Il cammino per l’Abbazia di Vezzolano, con qualsiasi mezzo vorrai affrontarlo, ti obbligherà a guardare questo territorio con occhi nuovi.
Dimentica i paesaggi tipici a cui ti sei abituato nel tuo girovagare, distese di vigneti, interrotti qua e là da noccioleti. Questo angolo di Monferrato ti porta in una nuova dimensione dove le strade si stringono, le colline sono per lo più ricoperte da boschi e le valli si colorano di grano e coltivi. Le vigne ci sono ancora, queste sono le colline del Freisa e di ottimi Grignolino e Barbera, ma non sono così preponderanti come altrove. Qui tutto è più vario e al tempo stesso più intimo: non a caso stai attraversando le poco antropizzate Terre dei Santi. Ruralità e fede, angoli in cui andare alla ricerca di meravigliose pievi campestri fino a raggiungere la suggestiva Canonica di Santa Maria di Vezzolano ad Albugnano.
Abbazia di Vezzolano: una storia, ma tante leggende.
Antica, rinomata fin da epoche lontane, custodita in una valletta boscosa, quasi fosse adagiata su un protettivo giaciglio verde. Della sua esistenza se ne parla in un documento del 1095, ma le sue origini restano ancora incerte e nei secoli si sono caricate di un’aura di mistero. Una prima fantastica narrazione parla di frane che la fecero scivolare a valle, un evento che fu considerato un segno divino: la chiesa, quindi, sorge esattamente nel luogo dove Dio aveva scelto venisse edificata. Un salto temporale ed eccoci all’epoca delle chansons de geste e al suo grande ispiratore: Carlo Magno.
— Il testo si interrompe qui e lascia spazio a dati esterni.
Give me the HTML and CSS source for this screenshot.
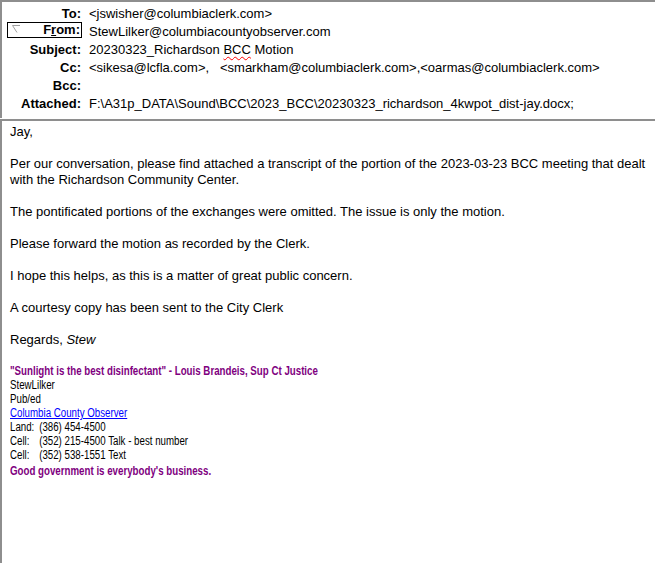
FILE: index.html
```html
<!DOCTYPE html>
<html>
<head>
<meta charset="utf-8">
<link rel="stylesheet" href="styles.css">
</head>
<body>
<div class="window">
  <div class="header">
    <div class="row"><div class="label">To:</div><div class="value">&lt;jswisher@columbiaclerk.com&gt;</div></div>
    <div class="row"><div class="label from-label"><span class="from-box"><svg class="from-icon" width="9" height="9" viewBox="0 0 9 9"><path d="M0.5 0.5 H8 M0.5 0.5 L5 7.5" stroke="#a0a0a0" stroke-width="1" fill="none"/></svg><span>F<u>r</u>om:</span></span></div><div class="value">StewLilker@columbiacountyobserver.com</div></div>
    <div class="row"><div class="label">Subject:</div><div class="value">20230323_Richardson <span class="spell">BCC</span> Motion</div></div>
    <div class="row"><div class="label">Cc:</div><div class="value">&lt;sikesa@lcfla.com&gt;,&nbsp;&nbsp; &lt;smarkham@columbiaclerk.com&gt;,&lt;oarmas@columbiaclerk.com&gt;</div></div>
    <div class="row"><div class="label">Bcc:</div><div class="value"></div></div>
    <div class="row"><div class="label">Attached:</div><div class="value">F:\A31p_DATA\Sound\BCC\2023_BCC\20230323_richardson_4kwpot_dist-jay.docx;</div></div>
  </div>
  <div class="body">
    <p>Jay,</p>
    <p>Per our conversation, please find attached a transcript of the portion of the 2023-03-23 BCC meeting that dealt with the Richardson Community Center.</p>
    <p>The pontificated portions of the exchanges were omitted. The issue is only the motion.</p>
    <p>Please forward the motion as recorded by the Clerk.</p>
    <p>I hope this helps, as this is a matter of great public concern.</p>
    <p>A courtesy copy has been sent to the City Clerk</p>
    <p>Regards, <i>Stew</i></p>
    <div class="sig">
      <div class="quote">"Sunlight is the best disinfectant" - Louis Brandeis, Sup Ct Justice</div>
      <div class="line">StewLilker</div>
      <div class="line">Pub/ed</div>
      <div class="line"><a class="link" href="#">Columbia County Observer</a></div>
      <div class="line"><span class="tag">Land:</span>(386) 454-4500</div>
      <div class="line"><span class="tag">Cell:</span>(352) 215-4500 Talk - best number</div>
      <div class="line"><span class="tag">Cell:</span>(352) 538-1551 Text</div>
      <div class="motto">Good government is everybody's business.</div>
    </div>
  </div>
</div>
</body>
</html>
```

FILE: styles.css
```css
html, body {
  margin: 0;
  padding: 0;
  background: #ffffff;
}
body {
  font-family: "Liberation Sans", Arial, sans-serif;
  font-size: 13px;
  color: #000000;
}
.window {
  width: 655px;
  height: 563px;
  display: flex;
  flex-direction: column;
  overflow: hidden;
}
.header {
  border-top: 2px solid #8e8e8e;
  border-left: 2px solid #8e8e8e;
  padding: 3px 0 5px 0;
}
.row {
  display: grid;
  grid-template-columns: 79px 1fr;
  column-gap: 8px;
  height: 18px;
  line-height: 18px;
  white-space: nowrap;
}
.label {
  font-weight: bold;
  text-align: right;
  color: #000;
}
.from-label {
  display: flex;
  justify-content: flex-end;
}
.from-box {
  display: flex;
  align-items: center;
  justify-content: space-between;
  width: 75px;
  height: 16px;
  margin-top: -1px;
  margin-right: -1px;
  border: 1px solid #000;
  padding-right: 1px;
  box-sizing: border-box;
  line-height: 14px;
}
.from-icon {
  margin-left: 4px;
  margin-top: -2px;
}
.spell {
  text-decoration: underline wavy #ff0000;
  text-decoration-thickness: 1px;
  text-underline-offset: 2px;
}
.body {
  flex: 1;
  margin-top: 1px;
  border-top: 2px solid #8e8e8e;
  border-left: 2px solid #8e8e8e;
  padding: 3px 8px 0 8px;
  line-height: 16px;
}
.body p {
  margin: 0 0 16px 0;
}
.sig {
  font-size: 12px;
  line-height: 14px;
  transform: scaleX(0.81);
  transform-origin: left top;
  white-space: nowrap;
}
.quote {
  color: #800080;
  font-weight: bold;
}
.motto {
  color: #800080;
  font-weight: bold;
  line-height: 16px;
  margin-top: 1px;
}
.link {
  color: #0000ff;
  text-decoration: underline;
}
.tag {
  display: inline-block;
  width: 36px;
}
```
La leggenda vuole che questi si trovasse proprio nei dintorni di Albugnano impegnato in una battuta di caccia quando fu sconvolto dalla macabra visione di tre fantasmi. Fatto che lo spinse ad ordinare la costruzione della Canonica. Sarà pur sempre fantasia, ma di sicuro è reale l’affresco visibile in un angolo del chiostro. Rappresenta una scena chiamata del «contrasto dei tre vivi e dei tre morti», nella quale nobili cavalieri, con cavalli, falconi e cani si imbattono in un eremita che mostra loro tre tombe scoperchiate con altrettanti cadaveri.
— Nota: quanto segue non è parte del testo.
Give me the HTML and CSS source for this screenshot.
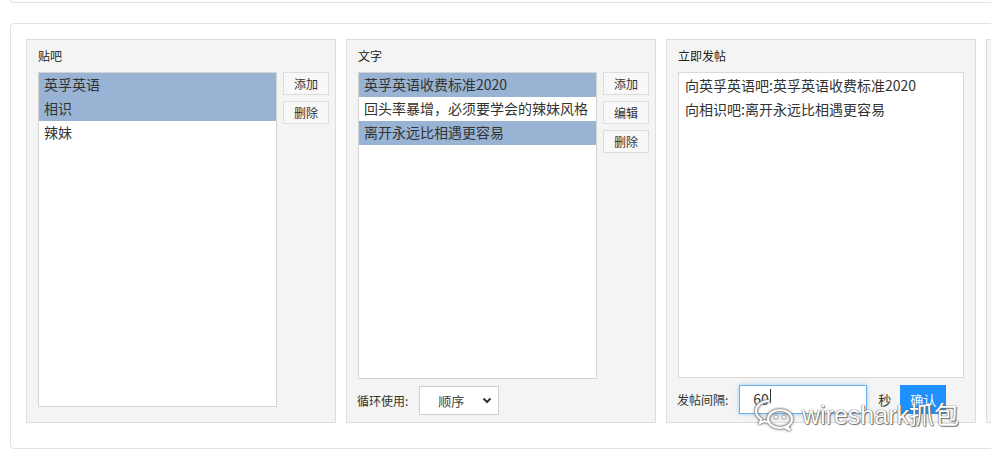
FILE: index.html
```html
<!DOCTYPE html>
<html lang="zh-CN">
  <head>
    <meta charset="UTF-8" />
    <title>贴吧发帖</title>
    <link rel="stylesheet" href="styles.css">
  </head>
  <body>
    <div class="prev-card"></div>
    <div class="card">
      <div class="panel">
        <div class="panel-title">贴吧</div>
        <div class="panel-body">
          <div class="listbox listbox-tall">
            <div class="option selected">英孚英语</div>
            <div class="option selected">相识</div>
            <div class="option">辣妹</div>
          </div>
          <div class="btn-col">
            <button class="btn">添加</button>
            <button class="btn">删除</button>
          </div>
        </div>
      </div>

      <div class="panel">
        <div class="panel-title">文字</div>
        <div class="panel-body">
          <div class="listbox">
            <div class="option selected">英孚英语收费标准2020</div>
            <div class="option">回头率暴增，必须要学会的辣妹风格</div>
            <div class="option selected">离开永远比相遇更容易</div>
          </div>
          <div class="btn-col">
            <button class="btn">添加</button>
            <button class="btn">编辑</button>
            <button class="btn">删除</button>
          </div>
        </div>
        <div class="panel-footer">
          <span class="field-label">循环使用:</span>
          <div class="select">
            <span>顺序</span>
            <svg class="chevron" width="10" height="7" viewBox="0 0 10 7">
              <path d="M1.5 1.5 L5 5 L8.5 1.5" fill="none" stroke="#333" stroke-width="2"/>
            </svg>
          </div>
        </div>
      </div>

      <div class="panel">
        <div class="panel-title">立即发帖</div>
        <div class="log">
          <div>向英孚英语吧:英孚英语收费标准2020</div>
          <div>向相识吧:离开永远比相遇更容易</div>
        </div>
        <div class="panel-footer">
          <span class="field-label">发帖间隔:</span>
          <div class="input">60<span class="caret"></span></div>
          <span class="unit">秒</span>
          <button class="btn-primary">确认</button>
        </div>
      </div>

      <div class="panel"></div>
    </div>

    <div class="watermark">
      <svg class="wm-icon" width="42" height="34" viewBox="0 0 42 34">
        <path d="M15 3 C7 3 2 8 2 13 C2 16 4 19 7 21 L6 25 L10 23 C12 24 14 24 16 24" fill="none" stroke="#fff" stroke-width="2"/>
        <ellipse cx="26" cy="21" rx="12" ry="9" fill="none" stroke="#fff" stroke-width="2"/>
        <path d="M33 28 L36 32 L30 29" fill="none" stroke="#fff" stroke-width="2"/>
        <circle cx="22" cy="19" r="1.5" fill="#fff"/>
        <circle cx="30" cy="19" r="1.5" fill="#fff"/>
      </svg>
      <span class="wm-text">wireshark抓包</span>
    </div>
  </body>
</html>
```

FILE: styles.css
```css
body {
  margin: 0;
  font-family: "Noto Sans CJK SC", "Liberation Sans", sans-serif;
  color: #333;
  background-color: #fff;
  overflow: hidden;
  width: 991px;
  height: 460px;
  position: relative;
}

.prev-card {
  margin-left: 10px;
  width: 1200px;
  height: 2px;
  border: 1px solid #e2e2e2;
  border-top: none;
  border-radius: 0 0 4px 4px;
}

.card {
  margin-top: 20px;
  margin-left: 10px;
  width: 1400px;
  padding: 15px 15px 25px 15px;
  border: 1px solid #e2e2e2;
  border-radius: 4px;
  display: flex;
  gap: 10px;
}

.panel {
  box-sizing: border-box;
  width: 310px;
  height: 384px;
  flex: none;
  padding: 7px 5px 0 11px;
  background-color: #f4f4f4;
  border: 1px solid #dedede;
  display: flex;
  flex-direction: column;
}

.panel-title {
  font-size: 12px;
  line-height: 17px;
  height: 17px;
  margin-bottom: 8px;
  color: #222;
}

.panel-body {
  display: flex;
  gap: 6px;
}

.listbox {
  box-sizing: border-box;
  width: 239px;
  height: 307px;
  background-color: #fff;
  border: 1px solid #d4d4d4;
}

.listbox-tall {
  height: 335px;
}

.option {
  height: 24px;
  line-height: 23px;
  padding-left: 5px;
  font-size: 14px;
  white-space: nowrap;
  overflow: hidden;
  color: #333;
}

.option.selected {
  background-color: #98b3d3;
}

.btn-col {
  display: flex;
  flex-direction: column;
  gap: 6px;
}

.btn {
  box-sizing: border-box;
  width: 46px;
  height: 23px;
  padding: 0;
  font-family: inherit;
  font-size: 12px;
  color: #333;
  background-color: #f8f8f8;
  border: 1px solid #dcdcdc;
}

.panel-footer {
  display: flex;
  align-items: center;
  margin-top: 7px;
}

.field-label {
  font-size: 12px;
  color: #333;
  margin-right: 11px;
  margin-left: -1px;
}

.select {
  box-sizing: border-box;
  width: 80px;
  height: 29px;
  background-color: #fff;
  border: 1px solid #cfcfcf;
  display: flex;
  align-items: center;
  justify-content: space-between;
  padding: 0 6px 0 18px;
  font-size: 13px;
  color: #444;
}

.log {
  box-sizing: border-box;
  width: 286px;
  height: 306px;
  background-color: #fff;
  border: 1px solid #d9d9d9;
  padding: 0 6px;
  font-size: 14px;
  line-height: 24px;
  color: #333;
}

.input {
  box-sizing: border-box;
  width: 128px;
  height: 29px;
  border: 1px solid #66afe9;
  box-shadow: 0 0 4px rgba(102, 175, 233, 0.6);
  background-color: #fff;
  padding-left: 13px;
  font-size: 14px;
  line-height: 27px;
  display: flex;
  align-items: center;
}

.caret {
  display: inline-block;
  width: 1px;
  height: 14px;
  margin-left: 1px;
  background-color: #333;
  align-self: flex-start;
  margin-top: 3px;
}

.unit {
  font-size: 13px;
  margin-left: 11px;
  margin-right: 9px;
}

.btn-primary {
  width: 46px;
  height: 29px;
  padding: 0;
  border: none;
  background-color: #1e90ff;
  color: #fff;
  font-family: inherit;
  font-size: 13px;
}

.watermark {
  position: absolute;
  left: 754px;
  top: 398px;
  display: flex;
  align-items: center;
  gap: 6px;
  pointer-events: none;
}

.wm-icon {
  filter: drop-shadow(0 0 1px #666) drop-shadow(0 0 1px #888);
}

.wm-text {
  font-family: "Liberation Sans", "Noto Sans CJK SC", sans-serif;
  font-size: 25px;
  line-height: 30px;
  color: #fff;
  text-shadow: 0 0 1px #555, 0 0 1px #555, 1px 1px 1px #777;
}
```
Un condensato di bellezza, fascino e mito.
E poi ancora storia, quella che intreccia le sorti dell’Abbazia di Vezzolano con il temutissimo Barbarossa o con Carlo VIII, re di Francia. Arriva a noi così, con il suo ricco bagaglio di aneddoti questo gioiello fatto di arenaria bianca e di cotto rosso mattone, con la sua pianta di tipo basilicale, a tre navate e il rarissimo e pregiato pontile sostenuto da colonnine, chiamato jubè: una soluzione architettonica assai rara, adottata tra il XII e il XIII secolo e resa preziosa dalle originali coloriture realizzate con il rarissimo lapislazzulo del Caucaso.